Produce a word-for-word copy of the listing below without its pictures.
_ _ _
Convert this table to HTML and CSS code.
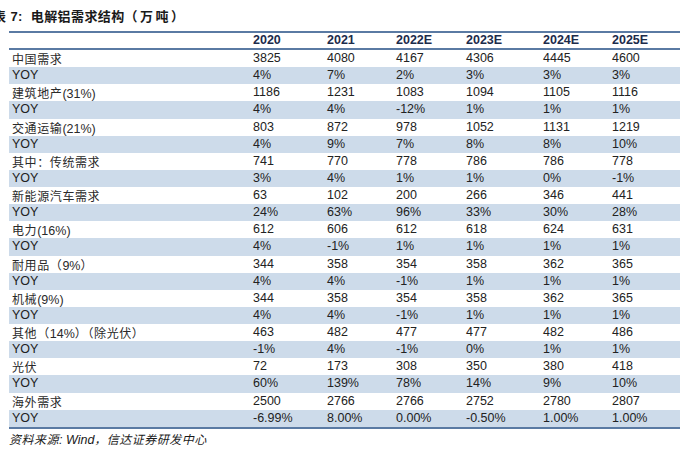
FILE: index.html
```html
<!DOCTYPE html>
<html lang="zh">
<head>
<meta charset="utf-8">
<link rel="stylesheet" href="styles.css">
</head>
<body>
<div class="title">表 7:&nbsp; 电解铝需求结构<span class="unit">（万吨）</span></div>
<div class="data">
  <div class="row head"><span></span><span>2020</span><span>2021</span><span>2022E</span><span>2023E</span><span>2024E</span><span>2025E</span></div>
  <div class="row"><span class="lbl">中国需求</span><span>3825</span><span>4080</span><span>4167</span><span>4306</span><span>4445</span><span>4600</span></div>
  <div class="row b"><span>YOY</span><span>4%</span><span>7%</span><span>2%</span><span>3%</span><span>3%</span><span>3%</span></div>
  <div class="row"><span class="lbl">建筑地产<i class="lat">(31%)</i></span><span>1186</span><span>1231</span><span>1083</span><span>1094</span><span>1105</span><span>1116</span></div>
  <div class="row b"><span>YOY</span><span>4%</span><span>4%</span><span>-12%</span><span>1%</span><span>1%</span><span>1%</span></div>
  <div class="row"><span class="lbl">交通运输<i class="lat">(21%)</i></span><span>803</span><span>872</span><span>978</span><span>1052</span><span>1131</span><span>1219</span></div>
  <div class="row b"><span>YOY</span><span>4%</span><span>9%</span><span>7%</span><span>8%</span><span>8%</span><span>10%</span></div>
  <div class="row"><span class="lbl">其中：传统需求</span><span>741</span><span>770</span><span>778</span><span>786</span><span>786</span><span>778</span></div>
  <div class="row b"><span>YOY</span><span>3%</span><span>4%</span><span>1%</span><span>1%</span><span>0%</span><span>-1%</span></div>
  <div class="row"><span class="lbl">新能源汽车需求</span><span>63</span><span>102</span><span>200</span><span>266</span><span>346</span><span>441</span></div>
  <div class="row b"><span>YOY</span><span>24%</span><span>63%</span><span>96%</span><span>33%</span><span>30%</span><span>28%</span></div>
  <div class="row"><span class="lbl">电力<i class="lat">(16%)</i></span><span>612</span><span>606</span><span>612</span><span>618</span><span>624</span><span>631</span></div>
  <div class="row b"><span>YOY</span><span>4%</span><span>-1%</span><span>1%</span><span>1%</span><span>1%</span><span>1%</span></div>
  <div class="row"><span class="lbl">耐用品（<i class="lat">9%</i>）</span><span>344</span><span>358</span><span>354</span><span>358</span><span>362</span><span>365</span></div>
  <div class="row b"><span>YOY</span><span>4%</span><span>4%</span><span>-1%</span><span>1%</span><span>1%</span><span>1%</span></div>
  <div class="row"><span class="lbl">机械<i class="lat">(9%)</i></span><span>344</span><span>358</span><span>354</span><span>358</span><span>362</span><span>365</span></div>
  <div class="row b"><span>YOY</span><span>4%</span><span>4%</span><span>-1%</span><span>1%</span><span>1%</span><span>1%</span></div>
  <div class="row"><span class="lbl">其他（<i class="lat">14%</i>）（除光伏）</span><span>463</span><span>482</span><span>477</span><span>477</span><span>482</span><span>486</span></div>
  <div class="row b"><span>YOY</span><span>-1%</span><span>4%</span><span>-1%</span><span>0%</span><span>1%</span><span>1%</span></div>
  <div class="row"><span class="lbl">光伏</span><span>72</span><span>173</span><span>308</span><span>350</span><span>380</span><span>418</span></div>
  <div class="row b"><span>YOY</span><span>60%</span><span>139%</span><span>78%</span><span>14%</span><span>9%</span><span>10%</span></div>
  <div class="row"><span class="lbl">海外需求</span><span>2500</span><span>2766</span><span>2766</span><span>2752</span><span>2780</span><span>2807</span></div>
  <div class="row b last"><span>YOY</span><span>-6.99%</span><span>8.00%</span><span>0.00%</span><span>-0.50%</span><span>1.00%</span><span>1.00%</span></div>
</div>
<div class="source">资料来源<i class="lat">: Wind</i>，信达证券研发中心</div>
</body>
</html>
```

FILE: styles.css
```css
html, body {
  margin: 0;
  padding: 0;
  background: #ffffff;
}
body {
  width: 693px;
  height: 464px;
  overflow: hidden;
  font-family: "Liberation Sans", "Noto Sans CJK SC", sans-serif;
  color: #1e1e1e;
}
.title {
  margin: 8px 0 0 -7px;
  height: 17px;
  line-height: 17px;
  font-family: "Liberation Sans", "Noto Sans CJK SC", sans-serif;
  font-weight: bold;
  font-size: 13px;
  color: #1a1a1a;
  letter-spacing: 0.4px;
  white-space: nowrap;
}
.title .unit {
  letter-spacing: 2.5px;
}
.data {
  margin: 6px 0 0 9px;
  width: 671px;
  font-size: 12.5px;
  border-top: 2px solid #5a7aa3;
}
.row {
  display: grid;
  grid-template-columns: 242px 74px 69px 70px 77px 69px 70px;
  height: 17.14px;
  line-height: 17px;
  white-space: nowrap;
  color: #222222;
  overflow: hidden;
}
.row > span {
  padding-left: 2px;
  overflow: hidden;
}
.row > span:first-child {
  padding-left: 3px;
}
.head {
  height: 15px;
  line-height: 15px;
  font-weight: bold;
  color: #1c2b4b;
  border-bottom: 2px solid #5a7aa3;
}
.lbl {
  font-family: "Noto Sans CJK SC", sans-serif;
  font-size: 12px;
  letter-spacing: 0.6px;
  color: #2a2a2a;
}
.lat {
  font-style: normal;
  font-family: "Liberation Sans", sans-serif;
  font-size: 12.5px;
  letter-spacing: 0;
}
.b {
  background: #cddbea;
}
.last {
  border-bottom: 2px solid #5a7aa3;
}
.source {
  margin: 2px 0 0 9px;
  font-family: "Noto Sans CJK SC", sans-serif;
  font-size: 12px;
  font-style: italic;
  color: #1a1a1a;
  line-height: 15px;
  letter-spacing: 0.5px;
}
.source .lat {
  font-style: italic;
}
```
_ _ _
EXERCISE ANSWER>
Convert this table to HTML and CSS code.
FILE: index.html
```html
<!DOCTYPE html>
<html lang="zh">
<head>
<meta charset="utf-8">
<link rel="stylesheet" href="styles.css">
</head>
<body>
<div class="title">表 7:&nbsp; 电解铝需求结构<span class="unit">（万吨）</span></div>
<div class="data">
  <div class="row head"><span></span><span>2020</span><span>2021</span><span>2022E</span><span>2023E</span><span>2024E</span><span>2025E</span></div>
  <div class="row"><span class="lbl">中国需求</span><span>3825</span><span>4080</span><span>4167</span><span>4306</span><span>4445</span><span>4600</span></div>
  <div class="row b"><span>YOY</span><span>4%</span><span>7%</span><span>2%</span><span>3%</span><span>3%</span><span>3%</span></div>
  <div class="row"><span class="lbl">建筑地产<i class="lat">(31%)</i></span><span>1186</span><span>1231</span><span>1083</span><span>1094</span><span>1105</span><span>1116</span></div>
  <div class="row b"><span>YOY</span><span>4%</span><span>4%</span><span>-12%</span><span>1%</span><span>1%</span><span>1%</span></div>
  <div class="row"><span class="lbl">交通运输<i class="lat">(21%)</i></span><span>803</span><span>872</span><span>978</span><span>1052</span><span>1131</span><span>1219</span></div>
  <div class="row b"><span>YOY</span><span>4%</span><span>9%</span><span>7%</span><span>8%</span><span>8%</span><span>10%</span></div>
  <div class="row"><span class="lbl">其中：传统需求</span><span>741</span><span>770</span><span>778</span><span>786</span><span>786</span><span>778</span></div>
  <div class="row b"><span>YOY</span><span>3%</span><span>4%</span><span>1%</span><span>1%</span><span>0%</span><span>-1%</span></div>
  <div class="row"><span class="lbl">新能源汽车需求</span><span>63</span><span>102</span><span>200</span><span>266</span><span>346</span><span>441</span></div>
  <div class="row b"><span>YOY</span><span>24%</span><span>63%</span><span>96%</span><span>33%</span><span>30%</span><span>28%</span></div>
  <div class="row"><span class="lbl">电力<i class="lat">(16%)</i></span><span>612</span><span>606</span><span>612</span><span>618</span><span>624</span><span>631</span></div>
  <div class="row b"><span>YOY</span><span>4%</span><span>-1%</span><span>1%</span><span>1%</span><span>1%</span><span>1%</span></div>
  <div class="row"><span class="lbl">耐用品（<i class="lat">9%</i>）</span><span>344</span><span>358</span><span>354</span><span>358</span><span>362</span><span>365</span></div>
  <div class="row b"><span>YOY</span><span>4%</span><span>4%</span><span>-1%</span><span>1%</span><span>1%</span><span>1%</span></div>
  <div class="row"><span class="lbl">机械<i class="lat">(9%)</i></span><span>344</span><span>358</span><span>354</span><span>358</span><span>362</span><span>365</span></div>
  <div class="row b"><span>YOY</span><span>4%</span><span>4%</span><span>-1%</span><span>1%</span><span>1%</span><span>1%</span></div>
  <div class="row"><span class="lbl">其他（<i class="lat">14%</i>）（除光伏）</span><span>463</span><span>482</span><span>477</span><span>477</span><span>482</span><span>486</span></div>
  <div class="row b"><span>YOY</span><span>-1%</span><span>4%</span><span>-1%</span><span>0%</span><span>1%</span><span>1%</span></div>
  <div class="row"><span class="lbl">光伏</span><span>72</span><span>173</span><span>308</span><span>350</span><span>380</span><span>418</span></div>
  <div class="row b"><span>YOY</span><span>60%</span><span>139%</span><span>78%</span><span>14%</span><span>9%</span><span>10%</span></div>
  <div class="row"><span class="lbl">海外需求</span><span>2500</span><span>2766</span><span>2766</span><span>2752</span><span>2780</span><span>2807</span></div>
  <div class="row b last"><span>YOY</span><span>-6.99%</span><span>8.00%</span><span>0.00%</span><span>-0.50%</span><span>1.00%</span><span>1.00%</span></div>
</div>
<div class="source">资料来源<i class="lat">: Wind</i>，信达证券研发中心</div>
</body>
</html>
```

FILE: styles.css
```css
html, body {
  margin: 0;
  padding: 0;
  background: #ffffff;
}
body {
  width: 693px;
  height: 464px;
  overflow: hidden;
  font-family: "Liberation Sans", "Noto Sans CJK SC", sans-serif;
  color: #1e1e1e;
}
.title {
  margin: 8px 0 0 -7px;
  height: 17px;
  line-height: 17px;
  font-family: "Liberation Sans", "Noto Sans CJK SC", sans-serif;
  font-weight: bold;
  font-size: 13px;
  color: #1a1a1a;
  letter-spacing: 0.4px;
  white-space: nowrap;
}
.title .unit {
  letter-spacing: 2.5px;
}
.data {
  margin: 6px 0 0 9px;
  width: 671px;
  font-size: 12.5px;
  border-top: 2px solid #5a7aa3;
}
.row {
  display: grid;
  grid-template-columns: 242px 74px 69px 70px 77px 69px 70px;
  height: 17.14px;
  line-height: 17px;
  white-space: nowrap;
  color: #222222;
  overflow: hidden;
}
.row > span {
  padding-left: 2px;
  overflow: hidden;
}
.row > span:first-child {
  padding-left: 3px;
}
.head {
  height: 15px;
  line-height: 15px;
  font-weight: bold;
  color: #1c2b4b;
  border-bottom: 2px solid #5a7aa3;
}
.lbl {
  font-family: "Noto Sans CJK SC", sans-serif;
  font-size: 12px;
  letter-spacing: 0.6px;
  color: #2a2a2a;
}
.lat {
  font-style: normal;
  font-family: "Liberation Sans", sans-serif;
  font-size: 12.5px;
  letter-spacing: 0;
}
.b {
  background: #cddbea;
}
.last {
  border-bottom: 2px solid #5a7aa3;
}
.source {
  margin: 2px 0 0 9px;
  font-family: "Noto Sans CJK SC", sans-serif;
  font-size: 12px;
  font-style: italic;
  color: #1a1a1a;
  line-height: 15px;
  letter-spacing: 0.5px;
}
.source .lat {
  font-style: italic;
}
```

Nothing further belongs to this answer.